As mortgage loan rules tighten across the board, end users are facing an emergency in raising funds. Some borrowers are being told their loans are not possible from the consultation stage at bank branches. Some are turning to "yeongkkeul"—pulling in everything they can—to fill gaps with credit loans. The market is also raising concerns that this trend could distort the structure of household debt itself.
The financial sector said on April 20 that the loan market is rapidly freezing as the authorities’ tough household debt management policy takes full effect. Regulations have been strengthened, including limits on extending maturities for mortgage loans held by multiple-home owners. Banks have moved to manage overall lending volumes, and the impact is spreading to loans for end users.
As banks raise the bar, loan demand has shifted to mutual finance lenders, but that channel is also being blocked. Saemaul Geumgo decided to fully suspend new mortgage lending to non-members. Regional agricultural cooperatives and credit unions are also restricting loans to non-members, focusing on cooperatives with high household loan growth rates.
Savings banks are also being bound by strict volume caps, and overall lending capacity across non-bank financial institutions is shrinking rapidly.
After some savings banks expanded lending while exceeding their household loan management targets, the financial authorities notified at least 3 savings banks of measures to cap this year’s household loan growth rate at 0 percent. As a result, those savings banks can make new loans only within the scope of loans repaid at maturity. That effectively prevents them from increasing their loan books any further.
The financial authorities said they applied sanctions focusing on cases that indiscriminately expanded general credit loans and secured loans. The move is seen as aimed at blocking a balloon effect caused by tighter bank regulations. Of the 3.5 trillion won increase in household loans across the financial sector last month, about 2.7 trillion won came from mutual finance lenders, accounting for 77 percent.
The problem is that this "loan shutdown" is becoming a direct burden for end users.
Mutual finance lenders and savings banks have served as the de facto last funding window for mid- to low-credit borrowers pushed out of commercial banks. With that now blocked, end users such as buyers who must prepare move-in balance payments and low-income households needing living expenses are being driven to the edge. In the financial sector, some are also raising the possibility that certain borrowers could be pushed into high-interest private lending.
◆Mortgages down, credit loans up... concerns over deterioration in the "quality" of household debt
Concerns are also growing because loan demand is not disappearing but shifting into other forms. As mortgage lending is blocked, the move to raise funds through credit loans is becoming clear.
The financial authorities said last month’s household loans across the financial sector rose 3.5 trillion won, with the increase widening from the previous month. Growth in mortgage loans slowed, but other loans including credit loans shifted from a decrease to an increase, pushing up overall growth.
In the banking sector in particular, banks’ own mortgage loans fell while credit loans rebounded, leading the increase in household loans. The structure is changing so that higher-interest credit loans are expanding in place of secured loans.

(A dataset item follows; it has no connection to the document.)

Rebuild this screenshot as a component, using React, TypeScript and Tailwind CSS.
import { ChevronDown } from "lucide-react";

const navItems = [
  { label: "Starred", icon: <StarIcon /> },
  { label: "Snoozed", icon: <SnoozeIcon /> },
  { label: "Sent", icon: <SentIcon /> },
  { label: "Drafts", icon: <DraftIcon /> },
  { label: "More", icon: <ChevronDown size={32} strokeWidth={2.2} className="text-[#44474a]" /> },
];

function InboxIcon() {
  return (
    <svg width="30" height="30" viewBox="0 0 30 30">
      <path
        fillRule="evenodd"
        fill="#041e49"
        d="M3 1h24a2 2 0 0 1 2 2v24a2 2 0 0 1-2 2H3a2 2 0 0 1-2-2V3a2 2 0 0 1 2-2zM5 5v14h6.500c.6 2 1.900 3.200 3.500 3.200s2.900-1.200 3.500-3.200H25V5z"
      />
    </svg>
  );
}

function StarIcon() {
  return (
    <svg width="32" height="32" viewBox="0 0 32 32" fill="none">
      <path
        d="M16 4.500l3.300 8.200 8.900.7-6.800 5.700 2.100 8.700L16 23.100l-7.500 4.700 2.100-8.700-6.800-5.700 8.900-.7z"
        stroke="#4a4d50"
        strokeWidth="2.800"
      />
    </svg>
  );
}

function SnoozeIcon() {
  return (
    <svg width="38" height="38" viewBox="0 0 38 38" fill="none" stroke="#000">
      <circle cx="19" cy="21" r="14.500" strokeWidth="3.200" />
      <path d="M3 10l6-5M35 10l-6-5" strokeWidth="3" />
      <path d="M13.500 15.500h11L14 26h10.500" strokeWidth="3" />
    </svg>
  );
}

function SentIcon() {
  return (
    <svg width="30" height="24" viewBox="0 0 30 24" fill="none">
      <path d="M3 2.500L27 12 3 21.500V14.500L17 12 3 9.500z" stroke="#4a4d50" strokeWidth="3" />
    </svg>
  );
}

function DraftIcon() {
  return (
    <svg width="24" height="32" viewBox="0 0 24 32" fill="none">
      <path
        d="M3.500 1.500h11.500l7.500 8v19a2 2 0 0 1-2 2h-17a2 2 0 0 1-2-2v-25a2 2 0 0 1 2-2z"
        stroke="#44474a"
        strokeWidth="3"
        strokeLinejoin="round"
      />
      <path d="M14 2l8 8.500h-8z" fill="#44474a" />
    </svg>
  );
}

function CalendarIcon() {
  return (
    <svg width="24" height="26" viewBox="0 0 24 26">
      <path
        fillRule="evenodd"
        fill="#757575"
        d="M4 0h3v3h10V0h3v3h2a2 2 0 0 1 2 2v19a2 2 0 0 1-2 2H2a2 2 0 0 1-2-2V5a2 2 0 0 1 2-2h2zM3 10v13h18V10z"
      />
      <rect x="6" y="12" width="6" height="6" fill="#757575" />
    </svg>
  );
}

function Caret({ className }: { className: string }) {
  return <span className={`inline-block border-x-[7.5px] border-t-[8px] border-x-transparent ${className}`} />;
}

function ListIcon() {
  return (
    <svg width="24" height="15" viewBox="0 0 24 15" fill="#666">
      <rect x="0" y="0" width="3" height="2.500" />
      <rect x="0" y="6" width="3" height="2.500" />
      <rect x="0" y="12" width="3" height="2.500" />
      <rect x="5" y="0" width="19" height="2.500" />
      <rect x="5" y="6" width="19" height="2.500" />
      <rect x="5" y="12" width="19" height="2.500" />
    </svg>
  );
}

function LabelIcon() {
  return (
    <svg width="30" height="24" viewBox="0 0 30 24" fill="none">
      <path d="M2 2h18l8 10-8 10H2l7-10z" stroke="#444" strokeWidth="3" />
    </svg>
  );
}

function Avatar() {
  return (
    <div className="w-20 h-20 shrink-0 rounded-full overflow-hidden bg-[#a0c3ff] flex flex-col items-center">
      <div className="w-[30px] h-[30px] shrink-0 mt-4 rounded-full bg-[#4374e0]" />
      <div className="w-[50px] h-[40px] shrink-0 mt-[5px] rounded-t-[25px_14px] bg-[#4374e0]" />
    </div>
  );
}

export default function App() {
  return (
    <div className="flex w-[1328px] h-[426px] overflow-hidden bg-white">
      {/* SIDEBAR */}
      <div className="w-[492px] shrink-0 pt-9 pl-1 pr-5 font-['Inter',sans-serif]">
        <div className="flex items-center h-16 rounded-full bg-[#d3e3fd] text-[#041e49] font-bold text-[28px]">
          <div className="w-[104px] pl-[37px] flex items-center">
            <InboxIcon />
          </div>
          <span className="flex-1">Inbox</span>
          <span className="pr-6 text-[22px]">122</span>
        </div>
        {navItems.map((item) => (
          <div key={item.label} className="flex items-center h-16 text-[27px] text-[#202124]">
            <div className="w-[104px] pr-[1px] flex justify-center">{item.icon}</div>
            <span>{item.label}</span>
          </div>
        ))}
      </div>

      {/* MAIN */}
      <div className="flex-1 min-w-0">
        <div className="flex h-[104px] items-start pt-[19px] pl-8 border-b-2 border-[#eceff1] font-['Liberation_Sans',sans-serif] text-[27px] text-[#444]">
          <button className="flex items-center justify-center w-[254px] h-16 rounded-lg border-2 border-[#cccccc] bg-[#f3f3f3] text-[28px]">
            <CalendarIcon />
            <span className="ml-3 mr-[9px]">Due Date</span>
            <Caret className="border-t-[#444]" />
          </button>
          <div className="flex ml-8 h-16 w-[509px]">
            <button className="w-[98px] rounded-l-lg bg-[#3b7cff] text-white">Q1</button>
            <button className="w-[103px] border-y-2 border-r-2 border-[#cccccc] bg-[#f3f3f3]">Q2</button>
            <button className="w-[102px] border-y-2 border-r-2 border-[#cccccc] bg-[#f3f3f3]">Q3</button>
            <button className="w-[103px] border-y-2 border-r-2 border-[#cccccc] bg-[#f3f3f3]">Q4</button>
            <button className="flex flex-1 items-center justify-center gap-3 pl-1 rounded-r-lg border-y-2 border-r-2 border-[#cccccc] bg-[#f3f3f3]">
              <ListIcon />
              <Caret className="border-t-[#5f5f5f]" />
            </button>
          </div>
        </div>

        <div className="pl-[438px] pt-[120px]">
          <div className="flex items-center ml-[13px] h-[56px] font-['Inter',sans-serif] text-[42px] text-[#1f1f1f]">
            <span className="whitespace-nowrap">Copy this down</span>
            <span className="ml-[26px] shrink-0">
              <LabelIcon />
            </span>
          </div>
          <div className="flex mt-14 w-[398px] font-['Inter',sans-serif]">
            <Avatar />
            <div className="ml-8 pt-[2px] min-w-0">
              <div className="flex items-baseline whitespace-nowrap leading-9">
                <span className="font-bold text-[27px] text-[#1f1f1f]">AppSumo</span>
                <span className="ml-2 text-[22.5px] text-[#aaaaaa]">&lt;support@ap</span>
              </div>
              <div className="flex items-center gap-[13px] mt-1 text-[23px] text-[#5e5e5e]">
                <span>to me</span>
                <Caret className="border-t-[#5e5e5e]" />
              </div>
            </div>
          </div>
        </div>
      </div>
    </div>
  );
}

End users preparing to buy homes say banks appear reluctant to handle mortgage lending itself from the consultation stage at branches. Critics say the burden is growing as borrowers have little choice but to resort to "yeongkkeul" to fill funding gaps, including raising funds through credit loans.

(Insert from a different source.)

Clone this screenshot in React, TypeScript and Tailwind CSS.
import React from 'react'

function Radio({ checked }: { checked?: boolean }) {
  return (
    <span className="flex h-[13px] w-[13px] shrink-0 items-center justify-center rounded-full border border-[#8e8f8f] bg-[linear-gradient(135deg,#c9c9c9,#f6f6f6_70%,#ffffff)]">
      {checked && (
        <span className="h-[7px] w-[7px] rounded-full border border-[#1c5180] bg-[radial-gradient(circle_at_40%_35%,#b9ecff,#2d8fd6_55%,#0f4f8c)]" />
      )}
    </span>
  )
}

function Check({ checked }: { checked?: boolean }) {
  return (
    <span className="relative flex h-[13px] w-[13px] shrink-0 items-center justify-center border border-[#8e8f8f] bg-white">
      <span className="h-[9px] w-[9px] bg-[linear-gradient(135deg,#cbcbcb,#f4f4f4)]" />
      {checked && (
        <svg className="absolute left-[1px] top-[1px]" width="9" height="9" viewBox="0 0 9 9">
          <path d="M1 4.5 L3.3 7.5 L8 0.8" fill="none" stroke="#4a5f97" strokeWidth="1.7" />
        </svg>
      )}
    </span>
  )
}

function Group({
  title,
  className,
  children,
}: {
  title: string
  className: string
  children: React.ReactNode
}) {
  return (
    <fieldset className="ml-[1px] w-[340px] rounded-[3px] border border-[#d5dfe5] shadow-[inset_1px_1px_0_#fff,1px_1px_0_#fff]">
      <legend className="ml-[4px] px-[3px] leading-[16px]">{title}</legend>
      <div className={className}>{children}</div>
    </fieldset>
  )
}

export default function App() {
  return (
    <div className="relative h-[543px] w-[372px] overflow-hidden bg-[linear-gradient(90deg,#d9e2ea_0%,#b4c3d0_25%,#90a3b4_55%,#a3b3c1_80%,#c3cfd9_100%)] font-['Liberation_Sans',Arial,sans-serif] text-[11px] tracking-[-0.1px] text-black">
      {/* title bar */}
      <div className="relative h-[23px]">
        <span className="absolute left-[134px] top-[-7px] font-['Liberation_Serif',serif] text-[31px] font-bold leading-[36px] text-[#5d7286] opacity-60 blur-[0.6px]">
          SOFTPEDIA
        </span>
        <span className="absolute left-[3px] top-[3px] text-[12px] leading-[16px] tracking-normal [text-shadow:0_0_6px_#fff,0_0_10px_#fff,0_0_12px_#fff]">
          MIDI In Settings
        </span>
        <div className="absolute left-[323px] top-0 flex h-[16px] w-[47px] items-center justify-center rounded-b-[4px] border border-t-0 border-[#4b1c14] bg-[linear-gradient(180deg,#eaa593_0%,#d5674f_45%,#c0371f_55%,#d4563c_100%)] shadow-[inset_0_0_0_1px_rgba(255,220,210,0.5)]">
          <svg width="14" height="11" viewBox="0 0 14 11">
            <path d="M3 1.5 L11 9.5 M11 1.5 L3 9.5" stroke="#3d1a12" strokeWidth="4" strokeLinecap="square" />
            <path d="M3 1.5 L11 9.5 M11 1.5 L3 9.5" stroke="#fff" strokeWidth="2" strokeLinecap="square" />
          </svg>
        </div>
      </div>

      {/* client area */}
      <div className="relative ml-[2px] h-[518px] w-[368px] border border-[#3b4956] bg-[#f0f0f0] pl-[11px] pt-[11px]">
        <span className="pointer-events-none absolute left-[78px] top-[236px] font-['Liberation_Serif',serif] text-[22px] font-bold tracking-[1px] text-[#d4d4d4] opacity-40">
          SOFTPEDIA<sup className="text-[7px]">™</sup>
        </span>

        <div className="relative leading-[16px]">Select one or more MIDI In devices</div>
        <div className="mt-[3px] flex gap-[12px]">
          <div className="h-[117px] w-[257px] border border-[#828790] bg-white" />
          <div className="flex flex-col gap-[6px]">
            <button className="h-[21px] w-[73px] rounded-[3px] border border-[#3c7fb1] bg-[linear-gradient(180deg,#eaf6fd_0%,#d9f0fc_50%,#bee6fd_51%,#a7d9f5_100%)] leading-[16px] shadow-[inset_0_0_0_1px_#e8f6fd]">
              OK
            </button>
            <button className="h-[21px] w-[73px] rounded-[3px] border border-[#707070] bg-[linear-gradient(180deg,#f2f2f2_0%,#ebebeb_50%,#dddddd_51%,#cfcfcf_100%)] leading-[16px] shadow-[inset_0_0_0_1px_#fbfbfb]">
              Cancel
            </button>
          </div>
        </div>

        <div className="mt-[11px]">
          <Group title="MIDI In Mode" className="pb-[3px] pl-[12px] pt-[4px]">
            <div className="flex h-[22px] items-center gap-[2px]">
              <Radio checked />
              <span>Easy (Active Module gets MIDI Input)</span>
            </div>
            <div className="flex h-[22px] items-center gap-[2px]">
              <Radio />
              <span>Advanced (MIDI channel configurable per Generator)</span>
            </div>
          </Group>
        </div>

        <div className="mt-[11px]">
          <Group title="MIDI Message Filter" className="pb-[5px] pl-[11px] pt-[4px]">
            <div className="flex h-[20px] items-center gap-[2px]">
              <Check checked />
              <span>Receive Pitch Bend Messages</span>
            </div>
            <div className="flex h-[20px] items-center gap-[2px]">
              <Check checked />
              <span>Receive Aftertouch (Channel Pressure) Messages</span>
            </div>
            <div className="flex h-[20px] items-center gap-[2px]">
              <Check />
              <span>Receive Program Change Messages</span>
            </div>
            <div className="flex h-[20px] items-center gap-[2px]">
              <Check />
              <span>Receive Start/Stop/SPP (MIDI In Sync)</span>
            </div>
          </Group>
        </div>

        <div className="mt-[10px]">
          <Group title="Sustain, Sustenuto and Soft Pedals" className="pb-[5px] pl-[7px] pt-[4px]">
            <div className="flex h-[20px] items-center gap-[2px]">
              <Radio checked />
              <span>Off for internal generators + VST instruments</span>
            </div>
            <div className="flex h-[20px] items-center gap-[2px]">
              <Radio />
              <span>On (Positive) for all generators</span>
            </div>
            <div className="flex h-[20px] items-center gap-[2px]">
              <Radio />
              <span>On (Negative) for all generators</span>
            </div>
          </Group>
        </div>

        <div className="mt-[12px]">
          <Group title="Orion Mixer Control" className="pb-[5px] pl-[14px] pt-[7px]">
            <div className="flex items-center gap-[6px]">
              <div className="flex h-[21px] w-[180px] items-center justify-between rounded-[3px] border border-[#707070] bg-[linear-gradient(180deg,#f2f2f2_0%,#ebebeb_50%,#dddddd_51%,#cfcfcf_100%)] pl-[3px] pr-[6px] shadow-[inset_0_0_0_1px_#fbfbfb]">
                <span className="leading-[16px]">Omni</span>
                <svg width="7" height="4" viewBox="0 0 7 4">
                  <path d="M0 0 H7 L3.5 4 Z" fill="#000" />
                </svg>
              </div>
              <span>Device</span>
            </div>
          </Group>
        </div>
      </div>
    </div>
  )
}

The financial authorities have warned that volatility in household loans could increase and have also signaled additional regulations. They also cite external variables, including the end of a suspension of heavier capital gains taxes for multiple-home owners and Middle East-related risks, as factors increasing market uncertainty.

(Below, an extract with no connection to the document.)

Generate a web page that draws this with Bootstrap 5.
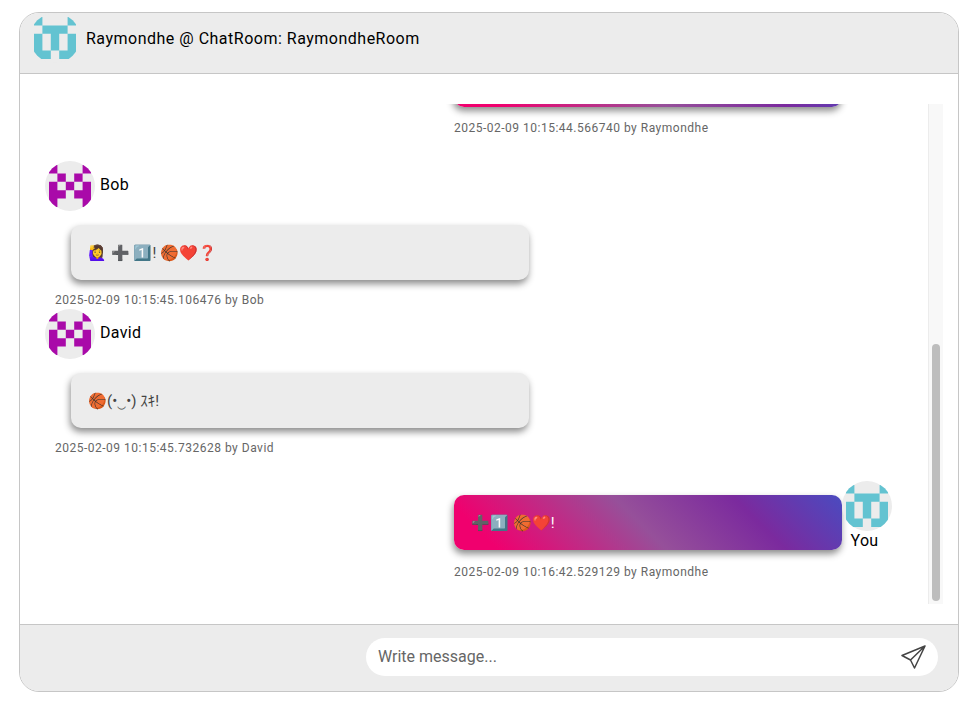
<!DOCTYPE html>
<html lang="en"><head><meta charset="utf-8"><title>ChatRoom</title>
<link href="https://cdn.jsdelivr.net/npm/bootstrap@5.3.0/dist/css/bootstrap.min.css" rel="stylesheet">
<style>
html,body{height:100%;background:#fff;}
body{font-family:Roboto,"Noto Sans CJK JP",sans-serif;padding:12px 17px 16px 19px;overflow:hidden;}
.chat-shell{height:680px;width:940px;border:1px solid #c6c6c6;border-radius:20px;overflow:hidden;background:#fff;}
.chat-top{height:61px;background:#ececec;border-bottom:1px solid #c6c6c6;padding:0 0 10px 10px;font-size:16px;letter-spacing:.5px;color:#000;gap:6px;}
.chat-top span{padding-top:2px;}
.chat-mid{height:550px;padding:30px 30px 20px 0;}
.chat-scroll{height:500px;overflow-y:auto;scrollbar-width:none;padding:0 36px 0 25px;}
.track-rail{top:30px;right:15px;width:15px;height:500px;background:#f8f8f8;border-left:1px solid #ececec;}
.track-thumb{top:240px;left:3px;width:8px;height:257px;background:#bdbdbd;border-radius:4px;}
.hist-gap{height:400px;}
.face{width:50px;height:50px;flex:none;border-radius:50%;background:#ececec;display:block;}
.who{font-size:16px;letter-spacing:.3px;color:#000;line-height:20px;}
.who-row{gap:5px;}
.who-row .who{padding-bottom:3px;}
.bubble{height:55px;border-radius:10px;padding:1px 0 0 17px;font-size:15px;color:#444;box-shadow:-1px 4px 7px rgba(0,0,0,.45);}
.bubble-in{width:458px;margin:14px 0 0 26px;background:#ececec;}
.bubble-out{width:388px;margin-top:14px;background:linear-gradient(45deg,#f0006e 10%,#96509a 48%,#7b2a9e 75%,#4a4bc0 100%);color:#fff;}
.stamp{font-size:12px;letter-spacing:.5px;color:#666;line-height:16px;}
.stamp-in{margin:12px 0 0 10px;height:17px;}
.stamp-out{margin-top:13px;}
.you-name{padding-right:5px;}
.msg-out{width:438px;margin-left:auto;}
.msg-gap-a{height:25px;}
.msg-gap-b{height:24px;}
.you-col{width:50px;}
.chat-foot{height:67px;background:#ececec;border-top:1px solid #c6c6c6;padding:13px 20px 0 0;}
.composer{width:572px;height:38px;border-radius:19px;background:#fff;padding:0 12px 0 10px;}
.composer input{border:0;outline:0;flex:1;font-size:16px;background:transparent;font-family:inherit;}
.composer input::placeholder{color:#666;}
</style></head>
<body>
<div class="chat-shell d-flex flex-column">
  <div class="chat-top d-flex align-items-center">
    <svg class="face" viewBox="0 0 50 50"><g fill="#63c3d1"><path d="M4 4h8.400v8.400H4zM37.600 4H46v8.400h-8.400zM12.400 12.400h25.200v8.400H12.400zM4 20.800h8.400v16.800H4zM20.800 20.800h8.400v16.800h-8.400zM37.600 20.800H46v16.800h-8.400zM4 37.600h16.800V46H4zM29.200 37.600H46V46H29.200z"/></g></svg>
    <span>Raymondhe @ ChatRoom: RaymondheRoom</span>
  </div>
  <div class="chat-mid position-relative">
    <div class="chat-scroll" id="log">
      <div class="hist-gap"></div>
      <div class="msg-out">
        <div class="bubble bubble-out"></div>
        <div class="stamp stamp-out">2025-02-09 10:15:44.566740 by Raymondhe</div>
      </div>
      <div class="msg-gap-a"></div>
      <div class="who-row d-flex align-items-center">
        <svg class="face" viewBox="0 0 50 50"><g fill="#a90aa9"><path d="M4 4h8.400v8.400H4zM37.600 4H46v8.400h-8.400zM12.400 12.400h8.400v8.400h-8.400zM29.200 12.400h8.400v8.400h-8.400zM4 20.800h8.400v8.400H4zM20.800 20.800h8.400v8.400h-8.400zM37.600 20.800H46v8.400h-8.400zM4 29.200h16.800v8.400H4zM29.200 29.200H46v8.400H29.200zM4 37.600h8.400V46H4zM37.600 37.600H46V46h-8.400z"/></g></svg>
        <span class="who">Bob</span>
      </div>
      <div class="bubble bubble-in d-flex align-items-center">🙋‍♀️ ➕ 1️⃣! 🏀❤️❓</div>
      <div class="stamp stamp-in">2025-02-09 10:15:45.106476 by Bob</div>
      <div class="who-row d-flex align-items-center">
        <svg class="face" viewBox="0 0 50 50"><g fill="#a90aa9"><path d="M4 4h8.400v8.400H4zM37.600 4H46v8.400h-8.400zM12.400 12.400h8.400v8.400h-8.400zM29.200 12.400h8.400v8.400h-8.400zM4 20.800h8.400v8.400H4zM20.800 20.800h8.400v8.400h-8.400zM37.600 20.800H46v8.400h-8.400zM4 29.200h16.800v8.400H4zM29.200 29.200H46v8.400H29.200zM4 37.600h8.400V46H4zM37.600 37.600H46V46h-8.400z"/></g></svg>
        <span class="who">David</span>
      </div>
      <div class="bubble bubble-in d-flex align-items-center">🏀(•‿•) ｽｷ!</div>
      <div class="stamp stamp-in">2025-02-09 10:15:45.732628 by David</div>
      <div class="msg-gap-b"></div>
      <div class="msg-out">
        <div class="d-flex">
          <div class="bubble bubble-out flex-shrink-0 d-flex align-items-center">➕1️⃣ 🏀❤️!</div>
          <div class="you-col text-center"><svg class="face" viewBox="0 0 50 50"><g fill="#63c3d1"><path d="M4 4h8.400v8.400H4zM37.600 4H46v8.400h-8.400zM12.400 12.400h25.200v8.400H12.400zM4 20.800h8.400v16.800H4zM20.800 20.800h8.400v16.800h-8.400zM37.600 20.800H46v16.800h-8.400zM4 37.600h16.800V46H4zM29.200 37.600H46V46H29.200z"/></g></svg><span class="who you-name d-block">You</span></div>
        </div>
        <div class="stamp stamp-out">2025-02-09 10:16:42.529129 by Raymondhe</div>
      </div>
      <div class="msg-gap-b"></div>
    </div>
    <div class="track-rail position-absolute"><div class="track-thumb position-absolute"></div></div>
  </div>
  <div class="chat-foot d-flex justify-content-end">
    <div class="composer d-flex align-items-center">
      <input type="text" placeholder="Write message..." aria-label="Write message">
      <svg width="26" height="24" viewBox="0 0 26 24" fill="none" stroke="#444" stroke-width="1.5" stroke-linejoin="round"><path d="M25 1 2 10.500l8.500 4.500 4 8L25 1ZM10.500 15 25 1"/></svg>
    </div>
  </div>
</div>
<script src="https://cdn.jsdelivr.net/npm/bootstrap@5.3.0/dist/js/bootstrap.bundle.min.js"></script>
<script>var l=document.getElementById('log');l.scrollTop=l.scrollHeight;</script>
</body></html>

The industry is focusing on the point that the recent tough stance on household debt management may ultimately be effective in controlling the overall size of household debt, but could also lead to a "qualitative deterioration".
A financial sector official said, "In the process of curbing loans, the financing environment for end users is deteriorating rapidly." The official added, "If mortgages are blocked and even non-bank financial institutions are shut off, the structure leaves no choice but to move to other loans with even higher interest rates."